U.S. District Judge Claudia Wilken in Oakland, California, who will preside over the trial, talked to lawyers in the case by phone yesterday about whether to keep the June 9 trial date or delay it until February, said Rob Carey, who represents ex- athletes suing over use of their images in video games. They were asked to submit filings on the matter by May 19, Carey said yesterday in a phone interview.

NCAA ‘Troubled’

NCAA attorneys said they were “troubled” by the last- minute decision to drop damage claims, according to a court filing. Settlement talks have failed to achieve any results ahead of the trial, they said.

The case may now focus solely on whether the NCAA can prevent current and former athletes from negotiating their own licensing deals with media companies and others that broadcast or sell footage of games.

“They would be far better off without a jury,” Carey said. “There’s not enough money to warrant it.”

A Seton Hall University poll conducted last month showed that 66 percent of respondents opposed salaries for student- athletes and 29 percent supported them.

The NCAA faces antitrust lawsuits over its scholarships, while the National Labor Relations Board said Northwestern University’s football team has the right to form college sports’ first labor union, a decision that could change the $16 billion business of top-level university athletics.

Little League

Fox Broadcasting Co., ABC Inc. and other broadcasters said giving individuals licensing rights would lead to “chaos” and calls “into question the telecasting of amateur sports altogether” because any athlete of any age — from Little League to high school — might claim a right to be compensated, according to a May 2 court filing.

Wilken found that the First Amendment doesn’t bar student- athletes from selling group licenses to use their names, images, and likenesses in live or recorded broadcasts.

All but one of the 18 players in the case, who include ex- Boston Celtics star center Bill Russell, “have instructed counsel that they will not be pursuing individual damages claims against the NCAA,” Michael Hausfeld, a lawyer for the athletes, said in a court filing. “The players do not intend to proceed before a jury.”

18 Players

A proposed verdict form Hausfeld filed earlier asked for damages for Russell, O’Bannon and 16 other players.

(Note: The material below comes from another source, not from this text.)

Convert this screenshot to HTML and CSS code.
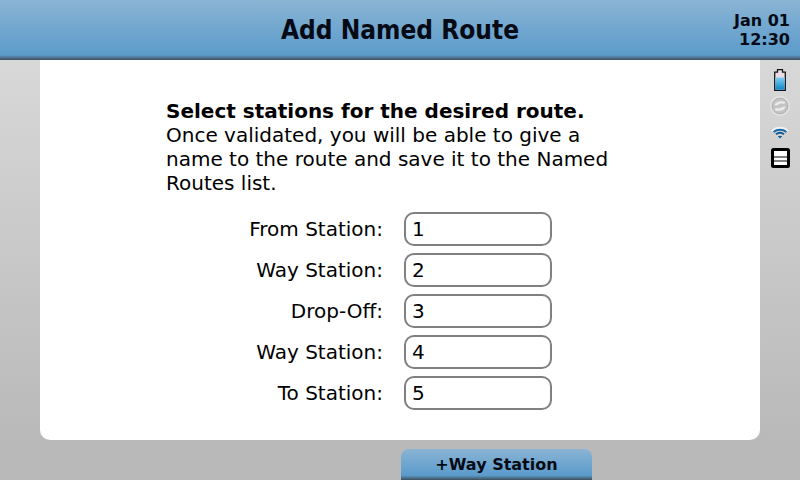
FILE: index.html
```html
<!DOCTYPE html>
<html>
<head>
  <title>Add Named Route</title>
  <link rel="stylesheet" href="styles.css">
</head>
<body>
  <div class="header">
    <h1 class="title">Add Named Route</h1>
    <div class="clock">Jan 01<br>12:30</div>
  </div>

  <div class="main">
    <div class="card">
      <p class="intro">
        <b>Select stations for the desired route.</b><br>
        Once validated, you will be able to give a<br>
        name to the route and save it to the Named<br>
        Routes list.
      </p>

      <div class="form">
        <label class="label">From Station:</label>
        <input class="field" type="text" value="1">
        <label class="label">Way Station:</label>
        <input class="field" type="text" value="2">
        <label class="label">Drop-Off:</label>
        <input class="field" type="text" value="3">
        <label class="label">Way Station:</label>
        <input class="field" type="text" value="4">
        <label class="label">To Station:</label>
        <input class="field" type="text" value="5">
      </div>
    </div>

    <div class="status">
      <!-- battery -->
      <svg width="12" height="22" viewBox="0 0 12 22">
        <defs>
          <linearGradient id="charge" x1="0" y1="0" x2="0" y2="1">
            <stop offset="0" stop-color="#7fd0f0"/>
            <stop offset="1" stop-color="#0f86c8"/>
          </linearGradient>
        </defs>
        <path d="M3.500 .7h5v2.500h2.800v18.100h-10.600v-18.100h2.800z" fill="#ecdde4" stroke="#151515" stroke-width="1.300"/>
        <rect x="1.300" y="8.500" width="9.400" height="12.200" fill="url(#charge)"/>
      </svg>
      <!-- sync, disabled -->
      <svg width="20" height="20" viewBox="0 0 20 20">
        <circle cx="10" cy="10" r="9.200" fill="#c4c4c4" stroke="#e6e6e6" stroke-width="1.400"/>
        <circle cx="10" cy="10" r="7.800" fill="none" stroke="#b4b4b4" stroke-width="1"/>
        <path d="M4.500 9.500c.3-3.800 7-5.500 11-3.500l-1.500 2c-2.500-.8-5-.5-5.800 1z" fill="#ececec"/>
        <path d="M15.500 10.500c-.3 3.800-7 5.500-11 3.500l1.500-2c2.500.8 5 .5 5.800-1z" fill="#ececec"/>
      </svg>
      <!-- wifi -->
      <svg class="wifi" width="18" height="13" viewBox="0 0 18 13">
        <path d="M1 5c4.500-4.200 11.500-4.200 16 0" fill="none" stroke="#f2f2f2" stroke-width="2"/>
        <path d="M2.500 6c3.700-3 9.300-3 13 0" fill="none" stroke="#1a6ba6" stroke-width="2"/>
        <path d="M5 8.300c2.400-1.800 5.600-1.800 8 0" fill="none" stroke="#0f5a94" stroke-width="2"/>
        <path d="M6.800 10.300l2.200 2.200 2.200-2.200c-1.300-.8-3.100-.8-4.400 0z" fill="#0f5a94"/>
      </svg>
      <!-- list -->
      <svg class="list" width="19" height="20" viewBox="0 0 19 20">
        <rect width="19" height="20" rx="2.500" fill="#000000"/>
        <rect x="3" y="3" width="13" height="5.500" fill="#ffffff"/>
        <rect x="3" y="9.500" width="13" height="3" fill="#ffffff"/>
        <rect x="3" y="13.500" width="13" height="3.500" fill="#ffffff"/>
      </svg>
    </div>
  </div>

  <div class="footer">
    <button class="button">+Way Station</button>
  </div>
</body>
</html>
```

FILE: styles.css
```css
html, body {
  height: 100%;
}

body {
  margin: 0;
  width: 800px;
  height: 480px;
  overflow: hidden;
  display: flex;
  flex-direction: column;
  font-family: "DejaVu Sans", sans-serif;
  color: #000000;
  background: linear-gradient(to bottom, #d8d8d8 60px, #b9b9b9 440px);
}

.header {
  height: 60px;
  box-sizing: border-box;
  flex: none;
  display: flex;
  align-items: center;
  justify-content: center;
  position: relative;
  background: linear-gradient(to bottom, #8ab4d4, #5b9bcb 92%, #5a8db5 93%, #3e4f5c 100%);
}

.title {
  margin: 0;
  font-family: "DejaVu Sans Condensed", "DejaVu Sans", sans-serif;
  font-size: 26px;
  font-weight: bold;
  color: #050a14;
}

.clock {
  position: absolute;
  top: 11px;
  right: 10px;
  font-size: 16px;
  font-weight: bold;
  line-height: 19px;
  text-align: right;
  color: #050a14;
}

.main {
  height: 380px;
  flex: none;
  display: flex;
}

.card {
  width: 720px;
  margin-left: 40px;
  box-sizing: border-box;
  padding: 39px 0 0 126px;
  background-color: #ffffff;
  border-radius: 0 0 10px 10px;
}

.intro {
  margin: 0 0 17px 0;
  font-size: 20px;
  line-height: 24px;
}

.form {
  display: grid;
  grid-template-columns: 217px 148px;
  column-gap: 21px;
  row-gap: 7px;
  align-items: center;
}

.label {
  font-size: 20px;
  text-align: right;
}

.field {
  width: 100%;
  height: 34px;
  box-sizing: border-box;
  padding: 0 6px;
  font-family: inherit;
  font-size: 20px;
  color: #000000;
  background-color: #ffffff;
  border: 2px solid #808080;
  border-radius: 10px;
  outline: none;
}

.status {
  width: 40px;
  display: flex;
  flex-direction: column;
  align-items: center;
  padding-top: 9px;
  gap: 5px;
}

.wifi {
  margin-top: 5px;
}

.list {
  margin-top: 4px;
}

.footer {
  flex: 1;
  display: flex;
  padding: 9px 0 0 401px;
}

.button {
  width: 191px;
  height: 31px;
  padding: 0 0 1px 0;
  border: none;
  border-radius: 8px 8px 0 0;
  font-family: inherit;
  font-size: 16px;
  font-weight: bold;
  color: #050a14;
  background: linear-gradient(to bottom, #8ab4d4, #5b9bcb 85%, #3e4f5c 100%);
}
```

The later filing didn’t indicate which player broke ranks.

Hausfeld didn’t immediately respond to a message left at his office seeking comment on the filing.

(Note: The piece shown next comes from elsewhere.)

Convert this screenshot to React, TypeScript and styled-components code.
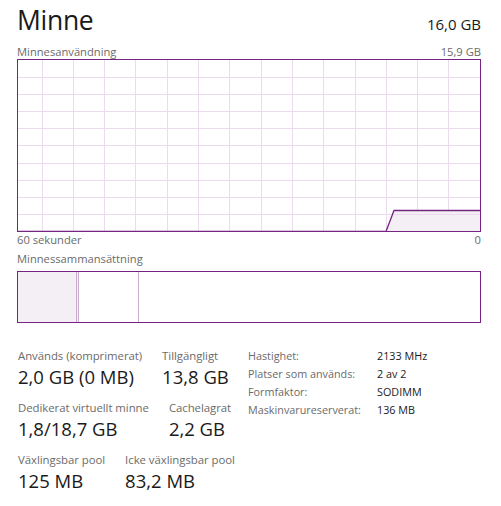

“The NCAA vigorously objects to the plaintiffs’ apparent last ditch effort to change course in this litigation,” NCAA lawyer Carolyn Luedtke said in a May 14 filing.

The players and the NCAA said in court papers filed yesterday that settlement talks in the case have been unsuccessful and further negotiations “are not likely to be productive.”

The case is In Re NCAA Student-Athlete Name and Likeness Licensing Litigation, 09-01967, U.S. District Court, Northern District of California (Oakland).